Location
- 1630 AR 91 West Jonesboro, Arkansas 72404 United States

District information
- Motto: leading the Way in Educational Excellence
- Grades: PK–12
- Established: 1966
- Superintendent: Mr. Chris George
- Accreditation: Arkansas Department of Education
- Schools: 3
- NCES District ID: 0504020

Students and staff
- Students: 1,669
- Teachers: 128.42 (on FTE basis)
- Staff: 258.42 (on FTE basis)
- Student–teacher ratio: 13.00
- Athletic conference: 4A Region 3 (2012–14)
- District mascot: Warriors
- Colors: Scarlet White

Other information
- Website: www.westsideschools.org

= Westside Consolidated School District =

School district in Arkansas

Westside Consolidated School District #5 is a public school district headquartered in unincorporated Craighead County, Arkansas, near Jonesboro.

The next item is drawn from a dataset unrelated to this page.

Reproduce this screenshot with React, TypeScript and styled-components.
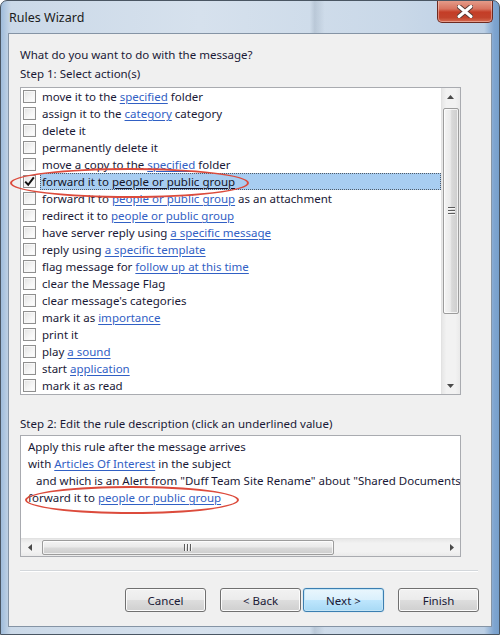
import React from 'react';
import styled, { createGlobalStyle, css } from 'styled-components';

const GlobalStyle = createGlobalStyle`
  html, body {
    margin: 0;
    padding: 0;
    background: #ffffff;
  }
  body {
    font-family: "Noto Sans", "Liberation Sans", sans-serif;
    font-size: 11.5px;
    color: #1a1936;
  }
`;

const Window = styled.div`
  position: relative;
  width: 500px;
  height: 635px;
  box-sizing: border-box;
  display: flex;
  flex-direction: column;
  overflow: hidden;
  border: 1px solid #4a5663;
  border-radius: 7px 7px 0 0;
  background:
    linear-gradient(90deg, rgba(255, 255, 255, 0) 62%, rgba(90, 110, 130, 0.18) 63%, rgba(255, 255, 255, 0) 65%),
    linear-gradient(90deg, #9fbcdb 0%, #cbd9e8 2%, #d6e1ed 40%, #c9d8e8 80%, #bdd0e5 97%, #7fa5d0 99%, #769fcb 100%);
`;

const TitleBar = styled.div`
  height: 32px;
  display: flex;
  align-items: flex-start;
  flex: none;
`;

const Title = styled.div`
  padding-left: 8px;
  padding-top: 1px;
  line-height: 32px;
  font-size: 12.5px;
  color: #1b1b1b;
`;

const CloseButton = styled.div`
  margin-left: auto;
  margin-right: 6px;
  margin-top: -1px;
  width: 56px;
  height: 23px;
  box-sizing: border-box;
  border: 1px solid #6e2a20;
  border-top: none;
  border-radius: 0 0 5px 5px;
  background: linear-gradient(180deg, #e6a08e 0%, #d87460 40%, #c43d27 55%, #c2432c 80%, #d66c52 100%);
  box-shadow: inset 0 0 0 1px rgba(255, 220, 210, 0.45);
  display: flex;
  align-items: center;
  justify-content: center;
`;

const Client = styled.div`
  flex: 1;
  margin: 0 7px 7px;
  border: 1px solid #8594a5;
  background: #f0f0f0;
  padding: 13px 0 0 11px;
  display: flex;
  flex-direction: column;
`;

const Heading = styled.div<{ $gap?: number }>`
  line-height: 16px;
  margin-top: ${p => p.$gap ?? 0}px;
  white-space: nowrap;
`;

const ListBox = styled.div`
  margin-top: 5px;
  width: 441px;
  height: 308px;
  box-sizing: border-box;
  border: 1px solid #a9abb0;
  background: #ffffff;
  display: flex;
`;

const Rows = styled.div`
  flex: 1;
  display: flex;
  flex-direction: column;
  overflow: hidden;
`;

const Row = styled.div`
  height: 17px;
  flex: none;
  display: flex;
  align-items: center;
  white-space: nowrap;
`;

const CheckBox = styled.span`
  width: 13px;
  height: 13px;
  flex: none;
  box-sizing: border-box;
  margin-left: 2px;
  border: 1px solid #8f8f8f;
  background: linear-gradient(135deg, #e2e2e2 0%, #f6f6f6 60%, #ffffff 100%);
  box-shadow: inset 0 0 0 1px #f7f7f7;
  display: flex;
  align-items: center;
  justify-content: center;
`;

const Label = styled.span<{ $selected?: boolean }>`
  margin-left: 4px;
  padding: 0 1px;
  height: 17px;
  line-height: 15px;
  box-sizing: border-box;
  border: 1px dotted transparent;
  ${p =>
    p.$selected &&
    css`
      flex: 1;
      background: #a8cdf1;
      border-color: #505a66;
      color: #141428;
    `}
`;

const Link = styled.span<{ $plain?: boolean }>`
  color: ${p => (p.$plain ? 'inherit' : '#3160c4')};
  text-decoration: underline;
  text-underline-offset: 2px;
`;

const VScroll = styled.div`
  width: 19px;
  flex: none;
  box-sizing: border-box;
  border-left: 1px solid #e2e2e2;
  background: linear-gradient(90deg, #e7e7e7 0%, #f2f2f2 25%, #f2f2f2 75%, #eaeaea 100%);
  display: flex;
  flex-direction: column;
`;

const HScroll = styled.div`
  height: 18px;
  flex: none;
  box-sizing: border-box;
  border-top: 1px solid #e2e2e2;
  background: linear-gradient(180deg, #e7e7e7 0%, #f2f2f2 25%, #f2f2f2 75%, #eaeaea 100%);
  display: flex;
  align-items: stretch;
`;

const ArrowButton = styled.div`
  width: 17px;
  height: 17px;
  flex: none;
  display: flex;
  align-items: center;
  justify-content: center;
`;

const Spacer = styled.div`
  flex: 1;
`;

const VThumb = styled.div`
  margin: 3px 1px 0;
  height: 206px;
  box-sizing: border-box;
  border: 1px solid #9c9c9c;
  border-radius: 2px;
  background: linear-gradient(90deg, #f4f4f4 0%, #eaeaea 45%, #d9d9d9 55%, #cdcdcd 100%);
  box-shadow: inset 0 0 0 1px rgba(255, 255, 255, 0.7);
  display: flex;
  align-items: center;
  justify-content: center;
`;

const HThumb = styled.div`
  margin: 1px 0 1px 4px;
  width: 292px;
  box-sizing: border-box;
  border: 1px solid #9c9c9c;
  border-radius: 2px;
  background: linear-gradient(180deg, #f4f4f4 0%, #eaeaea 45%, #d9d9d9 55%, #cdcdcd 100%);
  box-shadow: inset 0 0 0 1px rgba(255, 255, 255, 0.7);
  display: flex;
  align-items: center;
  justify-content: center;
`;

const Grip = styled.div<{ $vertical?: boolean }>`
  ${p =>
    p.$vertical
      ? css`
          width: 7px;
          height: 8px;
          background: repeating-linear-gradient(180deg, #5c5c5c 0 1px, #f6f6f6 1px 2px, transparent 2px 3px);
        `
      : css`
          width: 8px;
          height: 7px;
          background: repeating-linear-gradient(90deg, #5c5c5c 0 1px, #f6f6f6 1px 2px, transparent 2px 3px);
        `}
`;

const DescBox = styled.div`
  margin-top: 3px;
  width: 441px;
  height: 122px;
  box-sizing: border-box;
  border: 1px solid #a9abb0;
  background: #ffffff;
  display: flex;
  flex-direction: column;
`;

const DescText = styled.div`
  flex: 1;
  padding: 2px 0 0 7px;
  overflow: hidden;
`;

const DescLine = styled.div<{ $indent?: number }>`
  line-height: 17px;
  white-space: nowrap;
  padding-left: ${p => p.$indent ?? 0}px;
`;

const Separator = styled.div`
  margin-top: 13px;
  width: 458px;
  border-top: 1px solid #d3d7db;
  border-bottom: 1px solid #ffffff;
`;

const Footer = styled.div`
  margin-top: 16px;
  padding-right: 12px;
  display: flex;
  justify-content: flex-end;
`;

const Button = styled.div<{ $primary?: boolean; $gap?: number }>`
  width: 81px;
  height: 24px;
  box-sizing: border-box;
  margin-right: ${p => p.$gap ?? 0}px;
  border: 1px solid #707070;
  border-radius: 3px;
  background: linear-gradient(180deg, #f2f2f2 0%, #ebebeb 50%, #dddddd 51%, #cfcfcf 100%);
  box-shadow: inset 0 0 0 1px #fbfbfb;
  display: flex;
  align-items: center;
  justify-content: center;
  color: #1a1936;
  ${p =>
    p.$primary &&
    css`
      border-color: #3c7fb1;
      background: linear-gradient(180deg, #eaf6fd 0%, #d9f0fc 50%, #bee6fd 51%, #a7d9f5 100%);
      box-shadow: inset 0 0 0 1px #c4e5f6, 0 0 1px #6fb2de;
    `}
`;

const Annotation = styled.div<{ $x: number; $y: number; $w: number; $h: number }>`
  position: absolute;
  left: ${p => p.$x}px;
  top: ${p => p.$y}px;
  width: ${p => p.$w}px;
  height: ${p => p.$h}px;
  box-sizing: border-box;
  border: 2px solid #dc4b3c;
  border-radius: 50%;
  pointer-events: none;
`;

type Part = [string, boolean?];

const actions: Part[][] = [
  [['move it to the '], ['specified', true], [' folder']],
  [['assign it to the '], ['category', true], [' category']],
  [['delete it']],
  [['permanently delete it']],
  [['move a copy to the '], ['specified', true], [' folder']],
  [['forward it to '], ['people or public group', true]],
  [['forward it to '], ['people or public group', true], [' as an attachment']],
  [['redirect it to '], ['people or public group', true]],
  [['have server reply using '], ['a specific message', true]],
  [['reply using '], ['a specific template', true]],
  [['flag message for '], ['follow up at this time', true]],
  [['clear the Message Flag']],
  [["clear message's categories"]],
  [['mark it as '], ['importance', true]],
  [['print it']],
  [['play '], ['a sound', true]],
  [['start '], ['application', true]],
  [['mark it as read']],
];

const SELECTED = 5;

const ArrowUp = () => (
  <svg width="7" height="4" viewBox="0 0 7 4">
    <polygon points="0,4 3.5,0 7,4" fill="#4a4a4a" />
  </svg>
);

const ArrowDown = () => (
  <svg width="7" height="4" viewBox="0 0 7 4">
    <polygon points="0,0 7,0 3.5,4" fill="#4a4a4a" />
  </svg>
);

const ArrowLeft = () => (
  <svg width="4" height="7" viewBox="0 0 4 7">
    <polygon points="4,0 4,7 0,3.5" fill="#4a4a4a" />
  </svg>
);

const ArrowRight = () => (
  <svg width="4" height="7" viewBox="0 0 4 7">
    <polygon points="0,0 4,3.5 0,7" fill="#4a4a4a" />
  </svg>
);

const CheckMark = () => (
  <svg width="11" height="11" viewBox="0 0 11 11">
    <path d="M1.2 5.6 L4.2 8.8 L9.8 1.4" fill="none" stroke="#111" strokeWidth="2" />
  </svg>
);

const CloseGlyph = () => (
  <svg width="16" height="13" viewBox="0 0 16 13">
    <path d="M2 1.5 L14 11.5 M14 1.5 L2 11.5" stroke="#5a3a34" strokeWidth="5" strokeLinecap="round" />
    <path d="M2 1.5 L14 11.5 M14 1.5 L2 11.5" stroke="#ffffff" strokeWidth="3" strokeLinecap="round" />
  </svg>
);

const App = () => (
  <>
    <GlobalStyle />
    <Window>
      <TitleBar>
        <Title>Rules Wizard</Title>
        <CloseButton>
          <CloseGlyph />
        </CloseButton>
      </TitleBar>
      <Client>
        <Heading>What do you want to do with the message?</Heading>
        <Heading $gap={3}>Step 1: Select action(s)</Heading>
        <ListBox>
          <Rows>
            {actions.map((parts, i) => (
              <Row key={i}>
                <CheckBox>{i === SELECTED && <CheckMark />}</CheckBox>
                <Label $selected={i === SELECTED}>
                  {parts.map(([text, link], j) =>
                    link ? (
                      <Link key={j} $plain={i === SELECTED}>
                        {text}
                      </Link>
                    ) : (
                      <span key={j}>{text}</span>
                    ),
                  )}
                </Label>
              </Row>
            ))}
          </Rows>
          <VScroll>
            <ArrowButton>
              <ArrowUp />
            </ArrowButton>
            <VThumb>
              <Grip $vertical />
            </VThumb>
            <Spacer />
            <ArrowButton>
              <ArrowDown />
            </ArrowButton>
          </VScroll>
        </ListBox>
        <Heading $gap={21}>Step 2: Edit the rule description (click an underlined value)</Heading>
        <DescBox>
          <DescText>
            <DescLine>Apply this rule after the message arrives</DescLine>
            <DescLine>
              with <Link>Articles Of Interest</Link> in the subject
            </DescLine>
            <DescLine $indent={8}>
              and which is an Alert from "Duff Team Site Rename" about "Shared Documents"
            </DescLine>
            <DescLine>
              forward it to <Link>people or public group</Link>
            </DescLine>
          </DescText>
          <HScroll>
            <ArrowButton>
              <ArrowLeft />
            </ArrowButton>
            <HThumb>
              <Grip />
            </HThumb>
            <Spacer />
            <ArrowButton>
              <ArrowRight />
            </ArrowButton>
          </HScroll>
        </DescBox>
        <Separator />
        <Footer>
          <Button $gap={14}>Cancel</Button>
          <Button $gap={2}>&lt; Back</Button>
          <Button $primary $gap={14}>
            Next &gt;
          </Button>
          <Button>Finish</Button>
        </Footer>
      </Client>
      <Annotation $x={9} $y={167} $w={239} $h={30} />
      <Annotation $x={24} $y={485} $w={214} $h={28} />
    </Window>
  </>
);

export default App;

The district encompasses 207.99 mi2 of land, and serves several rural communities in the Craighead and Lawrence counties. It principally serves Bono, Cash, and Egypt, and it also serves portions of Jonesboro. Of the three main communities, as of 2003 Bono is the largest.

All schools and the district are accredited by the Arkansas Department of Education (ADE) and AdvancED.

==History==
The school district opened in 1966, a consolidation of the Bono, Cash, and Egypt School districts.

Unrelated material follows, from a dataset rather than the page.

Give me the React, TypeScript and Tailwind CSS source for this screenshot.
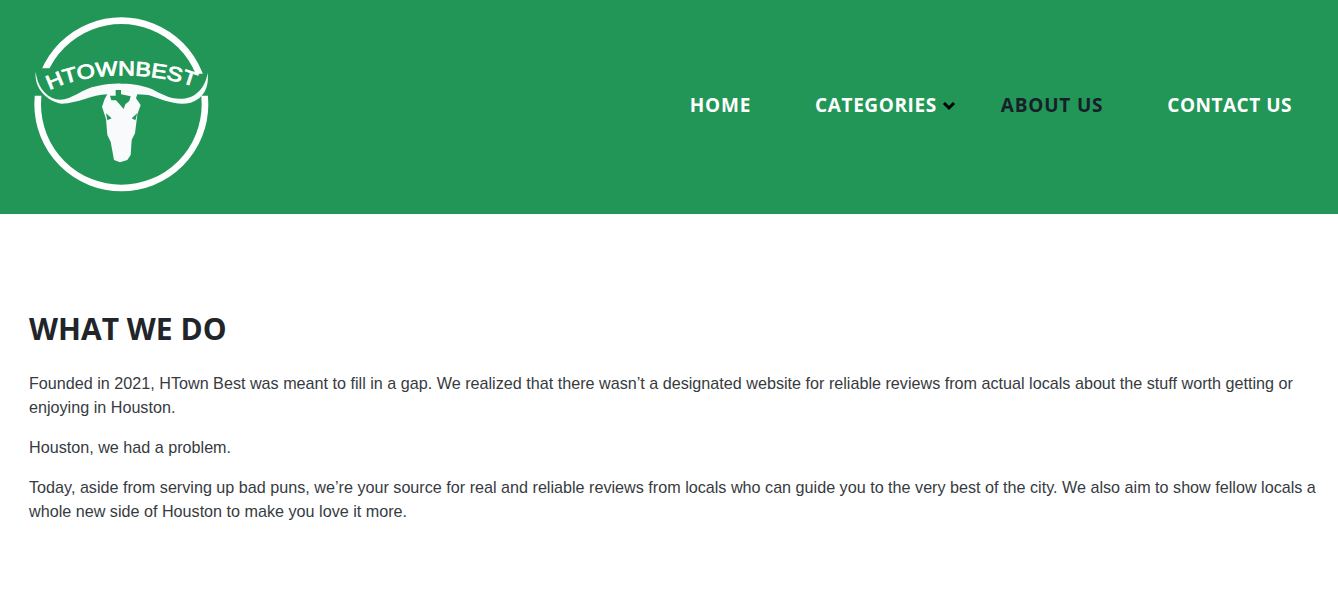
function Logo() {
  return (
    <svg width="200" height="195" viewBox="0 0 600 585" className="block">
      <circle cx="304" cy="298" r="251" fill="none" stroke="#fff" strokeWidth="20" />
      <path d="M30 190 H110 V272 H30 Z M500 206 H585 V272 H500 Z" fill="#229657" />
      <path
        d="M47 200 C52 240 72 272 108 283 C150 292 180 252 232 243 C262 237 285 235 304 236 C330 235 365 240 395 252 C430 270 465 292 512 276 C542 262 558 235 563 203 C568 245 552 280 512 293 C470 304 425 283 385 270 L352 268 L348 280 L362 300 L352 328 L350 345 L345 385 L335 405 L332 450 L322 465 L300 472 L282 465 L272 410 L262 390 L258 342 L246 305 L254 282 L262 268 C215 268 175 296 125 296 C80 288 42 250 47 200 Z"
        fill="#f8fafc"
      />
      <path d="M287 255 H303 V268 L332 274 L328 288 L316 298 L311 312 L298 297 L288 286 H274 L270 272 H287 Z" fill="#229657" />
      <path d="M258 325 L275 340 L262 346 Z M352 325 L335 340 L346 346 Z" fill="#229657" />
      <path id="arc" d="M88 256 C200 198 400 196 532 250" fill="none" />
      <text fontFamily="'Liberation Sans',sans-serif" fontSize="60" fill="#fff" stroke="#fff" strokeWidth="2.5" textLength="446" lengthAdjust="spacingAndGlyphs">
        <textPath href="#arc">HTOWNBEST</textPath>
      </text>
    </svg>
  );
}

export default function App() {
  return (
    <div className="min-h-[593px] bg-white">
      <header className="flex h-[214px] items-start justify-between bg-[#229657] pl-5 pr-[46px] pt-[5px]">
        <Logo />
        <nav className="mt-[85px] flex items-center font-['Open_Sans',sans-serif] text-[19px] font-bold leading-[30px] tracking-[0.5px] text-white">
          <a className="tracking-[0.8px]">HOME</a>
          <a className="ml-[64px] tracking-[0.6px]">CATEGORIES</a>
          <svg width="14" height="10" viewBox="0 0 14 10" className="ml-[5px] mt-[1px]">
            <path d="M2 2 L7 7 L12 2" fill="none" stroke="#000" strokeWidth="3" />
          </svg>
          <a className="ml-[45px] tracking-[0.8px] text-[#17202a]">ABOUT US</a>
          <a className="ml-[64px]">CONTACT US</a>
        </nav>
      </header>
      <main className="pl-[29px] pr-[15px] pt-[94px] font-['Liberation_Sans',Arial,sans-serif] text-[16.17px] leading-6 text-[#373b3f]">
        <h1 className="mb-[21px] font-['Open_Sans',sans-serif] text-[30px] font-bold leading-[42px] text-[#212529]">WHAT WE DO</h1>
        <p className="mb-4">Founded in 2021, HTown Best was meant to fill in a gap. We realized that there wasn’t a designated website for reliable reviews from actual locals about the stuff worth getting or enjoying in Houston.</p>
        <p className="mb-4">Houston, we had a problem.</p>
        <p>Today, aside from serving up bad puns, we’re your source for real and reliable reviews from locals who can guide you to the very best of the city. We also aim to show fellow locals a whole new side of Houston to make you love it more.</p>
      </main>
    </div>
  );
}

In 1975, the Westside High School obtained accreditation from AdvancED (formerly North Central Association).

In 1994, the Westside Elementary School obtained accreditation from AdvancED.

In 1997, the Westside Middle School obtained accreditation from AdvancED.

James Dunivan served as superintendent beginning in 2000, and served as such until 2004, when he took that job at the Nettleton School District. James P. Best, previously the superintendent of the Heber Springs School District, replaced Dunivan.

On April 2, 2025 a tornado hit the school, causing moderate property damage on the campus.

==1998 Westside Middle School shooting==

On March 24, 1998, Westside Middle School experienced a school shooting. 13-year-old Mitchell Johnson and 11-year-old Andrew Golden opened fire on the school, shooting and killing five people with multiple weapons, and both were arrested when they attempted to flee the scene. Ten others were wounded. Golden and Johnson were convicted of five murders and ten assaults, and were imprisoned until each turned 21 years of age. After the 1992 Lindhurst High School shooting that killed four people in Olivehurst, California, the massacre was the deadliest non-college school shooting in contemporary U.S. history until the April 1999 Columbine High School massacre. As of , the incident is the deadliest mass shooting at a middle school in U.S. history. As of 2008, there was a perception that the schools were unsafe due to the attack.

==Schools==
The district's schools include:
- Westside Elementary School, serving more than 650 students in prekindergarten through grade 4 (PK–4).
- Westside Middle School, serving more than 350 students in grades 5 through 7.
- Westside High School, serving more than 550 students in grades 8 through 12.

Previously the district had a separate Westside Junior High School.